Begin Provided data

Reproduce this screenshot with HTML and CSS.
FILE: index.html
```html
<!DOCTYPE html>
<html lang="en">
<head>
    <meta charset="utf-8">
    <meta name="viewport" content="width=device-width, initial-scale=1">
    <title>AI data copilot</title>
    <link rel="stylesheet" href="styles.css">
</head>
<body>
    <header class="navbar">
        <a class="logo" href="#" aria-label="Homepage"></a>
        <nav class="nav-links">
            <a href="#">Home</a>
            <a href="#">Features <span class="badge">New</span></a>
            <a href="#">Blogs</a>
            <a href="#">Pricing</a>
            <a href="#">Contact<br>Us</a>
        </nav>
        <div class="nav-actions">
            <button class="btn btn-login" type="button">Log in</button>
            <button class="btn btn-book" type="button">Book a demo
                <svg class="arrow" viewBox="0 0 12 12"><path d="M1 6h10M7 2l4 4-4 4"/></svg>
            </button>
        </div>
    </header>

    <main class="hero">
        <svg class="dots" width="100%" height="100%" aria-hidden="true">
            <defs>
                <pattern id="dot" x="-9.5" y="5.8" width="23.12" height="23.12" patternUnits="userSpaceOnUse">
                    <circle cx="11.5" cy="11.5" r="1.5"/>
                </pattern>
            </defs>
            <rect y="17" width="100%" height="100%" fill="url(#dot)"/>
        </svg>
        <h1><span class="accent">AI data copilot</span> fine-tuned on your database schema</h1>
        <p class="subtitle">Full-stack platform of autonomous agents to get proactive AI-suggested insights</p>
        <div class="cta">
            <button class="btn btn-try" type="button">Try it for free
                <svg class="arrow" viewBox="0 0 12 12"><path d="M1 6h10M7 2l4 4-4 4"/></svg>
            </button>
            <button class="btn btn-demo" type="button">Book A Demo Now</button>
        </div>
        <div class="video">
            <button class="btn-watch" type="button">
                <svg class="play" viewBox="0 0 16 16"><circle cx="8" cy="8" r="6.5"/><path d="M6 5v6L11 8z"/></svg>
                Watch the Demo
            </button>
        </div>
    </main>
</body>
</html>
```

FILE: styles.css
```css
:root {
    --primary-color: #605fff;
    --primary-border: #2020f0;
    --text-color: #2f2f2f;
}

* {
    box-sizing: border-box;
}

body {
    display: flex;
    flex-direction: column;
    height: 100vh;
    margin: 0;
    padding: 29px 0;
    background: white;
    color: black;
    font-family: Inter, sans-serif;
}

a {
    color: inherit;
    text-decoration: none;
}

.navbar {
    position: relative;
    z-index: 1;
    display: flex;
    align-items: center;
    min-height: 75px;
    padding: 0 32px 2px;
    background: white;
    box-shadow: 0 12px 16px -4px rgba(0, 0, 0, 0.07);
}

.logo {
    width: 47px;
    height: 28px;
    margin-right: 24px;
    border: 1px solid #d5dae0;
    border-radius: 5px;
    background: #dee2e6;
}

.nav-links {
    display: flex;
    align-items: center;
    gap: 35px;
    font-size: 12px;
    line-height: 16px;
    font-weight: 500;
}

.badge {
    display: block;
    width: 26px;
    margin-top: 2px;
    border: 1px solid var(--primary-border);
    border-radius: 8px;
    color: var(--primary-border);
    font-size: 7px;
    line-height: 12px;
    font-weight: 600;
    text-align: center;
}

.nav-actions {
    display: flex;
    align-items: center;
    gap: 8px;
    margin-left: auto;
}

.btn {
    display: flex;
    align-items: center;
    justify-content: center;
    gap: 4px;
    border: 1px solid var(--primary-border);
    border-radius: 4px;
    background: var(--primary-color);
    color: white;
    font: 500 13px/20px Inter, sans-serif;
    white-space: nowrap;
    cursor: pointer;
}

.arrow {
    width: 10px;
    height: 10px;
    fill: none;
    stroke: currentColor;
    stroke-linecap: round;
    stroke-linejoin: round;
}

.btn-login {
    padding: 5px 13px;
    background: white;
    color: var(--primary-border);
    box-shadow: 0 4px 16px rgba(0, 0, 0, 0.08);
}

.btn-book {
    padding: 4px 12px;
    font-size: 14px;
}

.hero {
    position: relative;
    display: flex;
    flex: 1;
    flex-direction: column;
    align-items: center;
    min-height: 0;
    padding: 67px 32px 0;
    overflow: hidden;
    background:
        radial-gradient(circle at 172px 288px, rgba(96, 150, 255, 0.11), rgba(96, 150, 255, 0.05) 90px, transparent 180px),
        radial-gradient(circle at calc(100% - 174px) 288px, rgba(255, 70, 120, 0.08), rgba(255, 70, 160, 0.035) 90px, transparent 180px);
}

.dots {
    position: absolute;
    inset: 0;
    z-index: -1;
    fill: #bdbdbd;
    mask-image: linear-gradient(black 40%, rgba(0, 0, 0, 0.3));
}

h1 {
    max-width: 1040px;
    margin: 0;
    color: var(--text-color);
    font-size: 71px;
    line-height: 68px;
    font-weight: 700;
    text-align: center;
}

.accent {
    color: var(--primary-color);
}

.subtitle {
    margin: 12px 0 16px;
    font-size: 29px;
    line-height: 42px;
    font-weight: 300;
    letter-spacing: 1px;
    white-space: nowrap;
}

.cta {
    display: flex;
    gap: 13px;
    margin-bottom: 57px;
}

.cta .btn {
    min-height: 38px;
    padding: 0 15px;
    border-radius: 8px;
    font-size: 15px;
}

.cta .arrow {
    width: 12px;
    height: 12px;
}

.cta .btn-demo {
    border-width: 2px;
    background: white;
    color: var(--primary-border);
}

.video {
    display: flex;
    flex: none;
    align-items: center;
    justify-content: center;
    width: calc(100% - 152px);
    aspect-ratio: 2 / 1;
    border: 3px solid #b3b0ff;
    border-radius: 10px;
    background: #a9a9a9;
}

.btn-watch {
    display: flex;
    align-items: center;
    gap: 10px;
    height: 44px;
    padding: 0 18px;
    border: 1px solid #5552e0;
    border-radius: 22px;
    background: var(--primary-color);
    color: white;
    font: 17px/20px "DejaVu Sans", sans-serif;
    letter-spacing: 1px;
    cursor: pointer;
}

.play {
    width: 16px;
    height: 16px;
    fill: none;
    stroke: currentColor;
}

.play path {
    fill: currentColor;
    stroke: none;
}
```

End Provided data
Begin Provided data

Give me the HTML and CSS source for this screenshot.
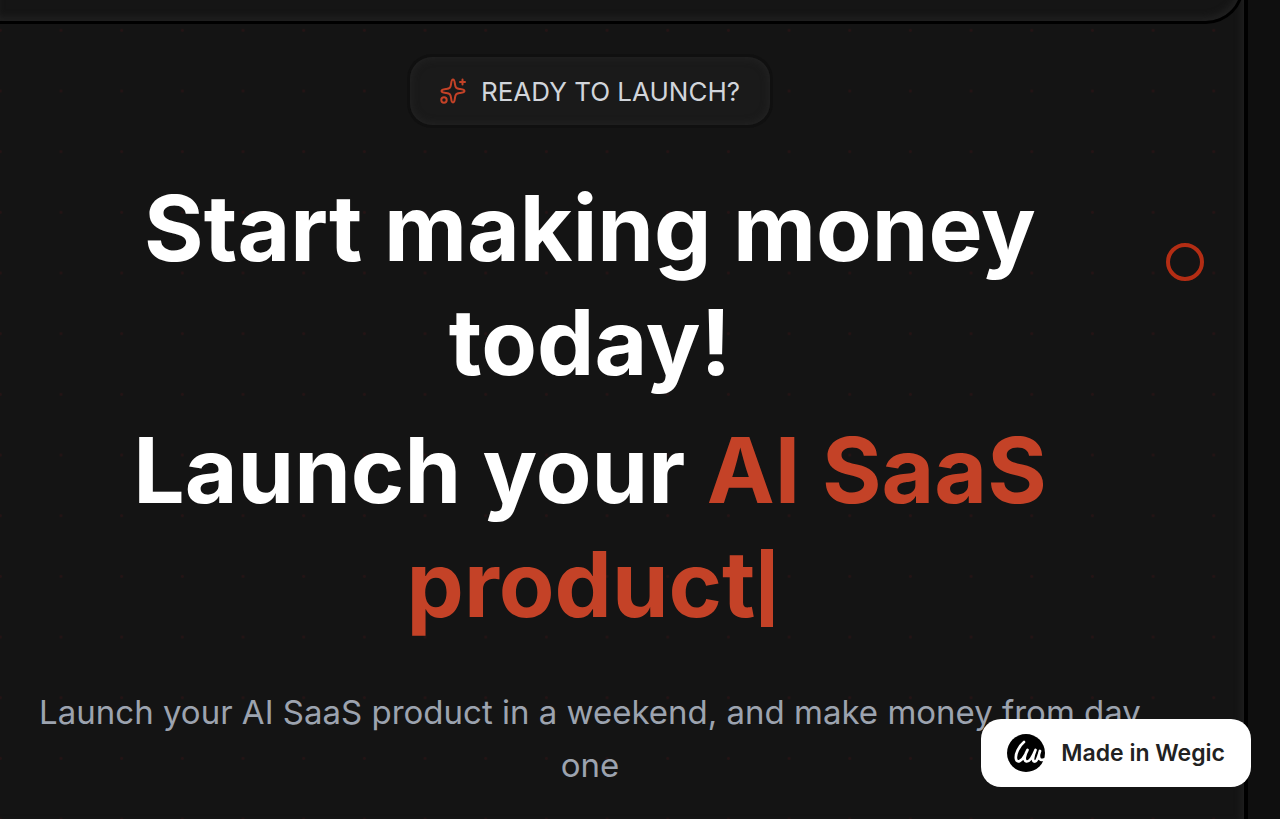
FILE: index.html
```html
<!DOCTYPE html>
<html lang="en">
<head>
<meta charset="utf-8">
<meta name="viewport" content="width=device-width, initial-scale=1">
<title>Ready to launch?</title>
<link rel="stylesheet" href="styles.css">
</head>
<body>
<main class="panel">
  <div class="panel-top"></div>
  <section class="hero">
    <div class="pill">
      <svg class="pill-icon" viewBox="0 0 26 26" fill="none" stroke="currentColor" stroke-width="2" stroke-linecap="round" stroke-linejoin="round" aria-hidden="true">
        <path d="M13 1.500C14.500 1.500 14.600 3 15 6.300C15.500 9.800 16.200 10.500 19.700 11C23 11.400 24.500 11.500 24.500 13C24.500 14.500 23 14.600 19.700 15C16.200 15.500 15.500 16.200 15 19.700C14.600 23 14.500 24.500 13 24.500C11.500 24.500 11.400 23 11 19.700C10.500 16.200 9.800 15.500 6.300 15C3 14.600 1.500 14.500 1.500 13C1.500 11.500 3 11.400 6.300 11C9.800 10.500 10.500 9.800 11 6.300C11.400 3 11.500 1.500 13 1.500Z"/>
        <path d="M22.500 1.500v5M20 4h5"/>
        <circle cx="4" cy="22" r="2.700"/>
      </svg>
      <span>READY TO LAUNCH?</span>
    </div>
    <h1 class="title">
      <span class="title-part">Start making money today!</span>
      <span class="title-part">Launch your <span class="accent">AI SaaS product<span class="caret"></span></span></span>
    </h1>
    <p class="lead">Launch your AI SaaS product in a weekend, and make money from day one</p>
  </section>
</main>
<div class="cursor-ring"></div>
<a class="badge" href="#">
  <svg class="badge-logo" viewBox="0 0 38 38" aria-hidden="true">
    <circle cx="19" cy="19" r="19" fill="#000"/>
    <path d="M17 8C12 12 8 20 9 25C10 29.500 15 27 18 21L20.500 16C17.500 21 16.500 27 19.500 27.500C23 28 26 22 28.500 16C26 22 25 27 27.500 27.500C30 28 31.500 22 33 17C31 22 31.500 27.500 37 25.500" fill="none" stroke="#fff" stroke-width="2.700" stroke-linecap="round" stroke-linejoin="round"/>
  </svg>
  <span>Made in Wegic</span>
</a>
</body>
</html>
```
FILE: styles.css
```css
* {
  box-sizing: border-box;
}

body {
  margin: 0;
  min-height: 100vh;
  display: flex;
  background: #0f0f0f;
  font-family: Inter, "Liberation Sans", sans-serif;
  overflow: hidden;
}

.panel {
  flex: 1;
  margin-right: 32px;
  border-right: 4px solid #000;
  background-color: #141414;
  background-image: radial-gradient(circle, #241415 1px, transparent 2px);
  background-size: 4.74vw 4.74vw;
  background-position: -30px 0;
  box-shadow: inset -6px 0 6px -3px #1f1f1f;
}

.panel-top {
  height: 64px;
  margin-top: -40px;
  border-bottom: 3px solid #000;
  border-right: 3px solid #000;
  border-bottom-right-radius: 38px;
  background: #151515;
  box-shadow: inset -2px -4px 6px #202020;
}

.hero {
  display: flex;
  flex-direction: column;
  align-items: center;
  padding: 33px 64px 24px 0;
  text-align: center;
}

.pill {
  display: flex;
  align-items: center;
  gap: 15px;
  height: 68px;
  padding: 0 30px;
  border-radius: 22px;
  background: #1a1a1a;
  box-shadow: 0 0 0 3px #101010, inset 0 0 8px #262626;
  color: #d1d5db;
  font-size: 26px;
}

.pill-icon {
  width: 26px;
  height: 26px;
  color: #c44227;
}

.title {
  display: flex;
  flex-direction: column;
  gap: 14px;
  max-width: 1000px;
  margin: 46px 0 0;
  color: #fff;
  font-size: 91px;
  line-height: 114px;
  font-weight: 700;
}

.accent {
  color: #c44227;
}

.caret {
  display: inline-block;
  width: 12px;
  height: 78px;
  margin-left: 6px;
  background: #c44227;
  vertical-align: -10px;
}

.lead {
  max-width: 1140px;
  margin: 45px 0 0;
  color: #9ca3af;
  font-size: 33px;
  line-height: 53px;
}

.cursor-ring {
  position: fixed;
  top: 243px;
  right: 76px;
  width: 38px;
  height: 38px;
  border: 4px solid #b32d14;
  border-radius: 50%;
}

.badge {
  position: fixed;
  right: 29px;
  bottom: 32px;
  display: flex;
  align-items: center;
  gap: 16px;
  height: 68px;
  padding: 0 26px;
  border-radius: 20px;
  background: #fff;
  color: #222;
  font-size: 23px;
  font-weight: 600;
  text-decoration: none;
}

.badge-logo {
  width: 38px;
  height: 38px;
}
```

End Provided data

**Aim**
Which lines above hold the word "this"? Copy each of them.

**Written response**
Reproduce this screenshot with HTML and CSS.
Give me the HTML and CSS source for this screenshot.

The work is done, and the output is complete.